Collect from the data below each line with "index".
* START RECORD LIST *
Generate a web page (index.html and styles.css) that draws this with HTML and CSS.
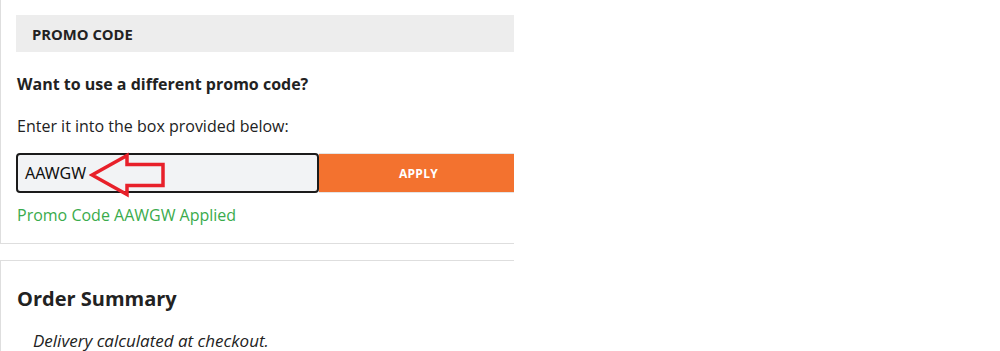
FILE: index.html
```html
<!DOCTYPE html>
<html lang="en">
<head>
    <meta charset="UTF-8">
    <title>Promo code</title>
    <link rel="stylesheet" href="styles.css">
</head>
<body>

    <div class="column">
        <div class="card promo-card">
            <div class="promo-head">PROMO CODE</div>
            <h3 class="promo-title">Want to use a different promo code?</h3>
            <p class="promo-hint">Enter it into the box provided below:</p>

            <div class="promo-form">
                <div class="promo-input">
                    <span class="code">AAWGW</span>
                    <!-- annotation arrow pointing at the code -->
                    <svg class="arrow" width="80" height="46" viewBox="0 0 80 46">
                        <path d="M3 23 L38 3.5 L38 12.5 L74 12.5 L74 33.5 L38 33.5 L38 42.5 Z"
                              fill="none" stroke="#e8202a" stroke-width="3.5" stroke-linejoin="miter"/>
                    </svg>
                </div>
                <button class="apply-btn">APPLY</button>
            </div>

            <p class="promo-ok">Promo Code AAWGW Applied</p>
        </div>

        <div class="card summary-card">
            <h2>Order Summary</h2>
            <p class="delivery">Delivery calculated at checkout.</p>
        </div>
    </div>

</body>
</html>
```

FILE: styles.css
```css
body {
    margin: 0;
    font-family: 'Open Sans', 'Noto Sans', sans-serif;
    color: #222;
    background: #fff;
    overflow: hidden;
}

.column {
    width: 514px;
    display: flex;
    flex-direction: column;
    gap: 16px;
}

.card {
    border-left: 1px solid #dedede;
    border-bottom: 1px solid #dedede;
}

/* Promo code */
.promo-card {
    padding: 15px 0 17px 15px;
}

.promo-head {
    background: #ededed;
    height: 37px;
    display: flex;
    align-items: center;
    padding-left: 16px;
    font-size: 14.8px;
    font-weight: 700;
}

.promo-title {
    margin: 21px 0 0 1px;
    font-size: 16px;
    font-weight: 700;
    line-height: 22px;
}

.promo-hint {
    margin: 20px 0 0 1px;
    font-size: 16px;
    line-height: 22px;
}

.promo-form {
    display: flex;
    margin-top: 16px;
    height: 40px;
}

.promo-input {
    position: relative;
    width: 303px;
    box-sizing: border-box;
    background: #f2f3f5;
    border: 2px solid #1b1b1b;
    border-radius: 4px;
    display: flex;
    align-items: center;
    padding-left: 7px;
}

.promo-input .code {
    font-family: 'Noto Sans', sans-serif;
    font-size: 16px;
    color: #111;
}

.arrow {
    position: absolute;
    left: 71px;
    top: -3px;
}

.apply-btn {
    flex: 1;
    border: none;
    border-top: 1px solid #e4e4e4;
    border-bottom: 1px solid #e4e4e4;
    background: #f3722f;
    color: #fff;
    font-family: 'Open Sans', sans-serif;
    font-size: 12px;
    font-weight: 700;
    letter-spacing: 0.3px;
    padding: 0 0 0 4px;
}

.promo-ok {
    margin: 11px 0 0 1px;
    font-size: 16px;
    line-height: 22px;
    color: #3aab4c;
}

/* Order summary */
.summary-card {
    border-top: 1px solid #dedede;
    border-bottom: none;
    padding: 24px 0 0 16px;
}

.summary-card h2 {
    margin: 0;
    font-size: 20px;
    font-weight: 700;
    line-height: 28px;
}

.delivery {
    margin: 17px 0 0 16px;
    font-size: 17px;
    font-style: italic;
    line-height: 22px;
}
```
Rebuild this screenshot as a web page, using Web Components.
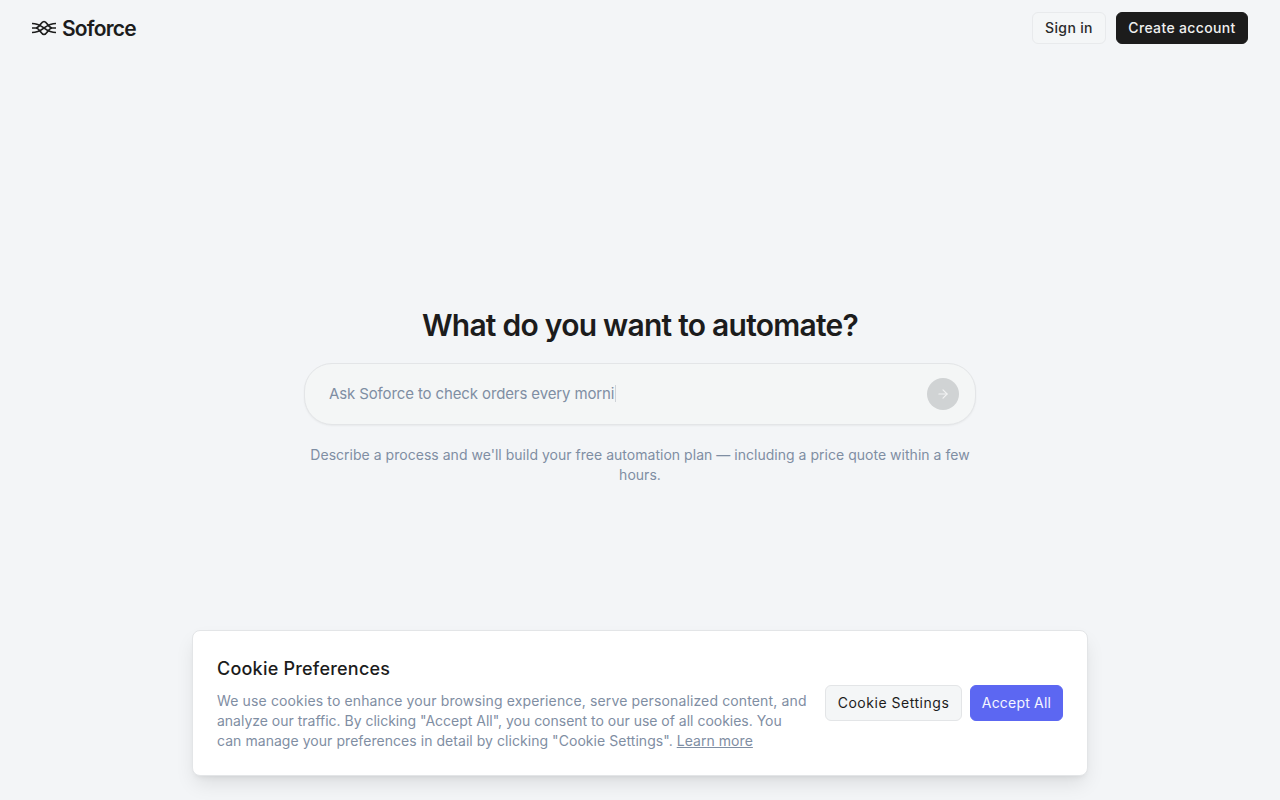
* END RECORD LIST *
- RESPONSE TO THIS EXERCISE
Generate a web page (index.html and styles.css) that draws this with HTML and CSS.
FILE: index.html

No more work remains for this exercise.